Experimentovereenkomst
Een schriftelijke overeenkomst tussen een of meerdere zorgaanbieder(s) en een of meerdere ziektekostenverzekeraar(s) die door hen is ondertekend ten behoeve van een kortdurend kleinschalig experiment.
Experimenteerpartijen
Een (of meerdere) zorgaanbieder(s) en een (of meerdere) ziektekostenverzekeraar(s) die een kortdurend kleinschalig experiment zijn gestart of hebben aangevraagd.
Experimentevaluatie
De rapportage aan de NZa van experimenteerpartijen over de resultaten van het kortdurend kleinschalig experiment.
Aansluiter
Een zorgaanbieder of ziektekostenverzekeraar die op of na de startdatum van een kortdurend kleinschalig experiment aansluit bij de experimentovereenkomst.
Aansluitersovereenkomst
De schriftelijke overeenkomst tussen een aansluiter en een van de oorspronkelijke experimenteerpartijen. De aansluitersovereenkomst is getekend door de aansluiter en een van de oorspronkelijke experimenteerpartijen, waarbij de ondertekenende partijen minstens een ziektekostenverzekeraar en minstens een zorgaanbieder betreffen.
Individuele beschikking
De beschikking waarmee de innovatieve zorgprestatie zoals overeengekomen tussen zorgaanbieder(s) en ziektekostenverzekeraar(s), gedeclareerd en vergoed kan worden. Voor experimenten met Wlz-zorg is dit een beschikking en voor experimenten met Zvw en overige Wmg zorg wordt een prestatiebeschrijvingbeschikking afgegeven.

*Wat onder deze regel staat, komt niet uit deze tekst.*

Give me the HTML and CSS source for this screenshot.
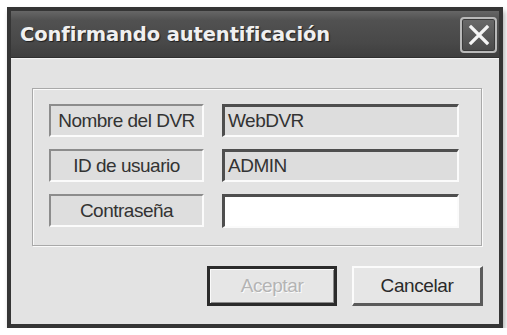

5. Declaratievoorschriften
5.1 De zorgaanbieder declareert geen innovatieve zorgprestatie indien de zorg reeds op andere wijze wordt gedeclareerd dan wel bekostigd.
5.2 De zorgaanbieder dient op de declaratie onderscheid te maken tussen Zvw, Wlz of overige Wmg-zorg.
5.3 De zorgaanbieder declareert de innovatieve zorgprestatie uitsluitend aan:
- een ziektekostenverzekeraar met wie daartoe een experimentovereenkomst of aansluitersovereenkomst is gesloten en de NZa hiervoor een individuele beschikking heeft afgegeven; óf
- een verzekerde die een daartoe strekkende verzekeringsovereenkomst heeft gesloten bij een onder 5.3 a genoemde ziektekostenverzekeraar.
5.4 De zorgaanbieder declareert de innovatieve zorgprestatie van experimenten met Zvw of overige Wmg-zorg aan de hand van de codes zoals deze zijn op te vragen bij Vektis.
8. Inwerkingtreding
Deze regeling treedt in werking met ingang van de dag na de datum van uitgifte van de Staatscourant waarin de regeling ingevolge artikel 20, tweede lid, onderdeel a, van de Wet marktordening gezondheidszorg wordt geplaatst.
Deze regeling kan worden aangehaald als: ‘Regeling innovatie voor kleinschalige experimenten’.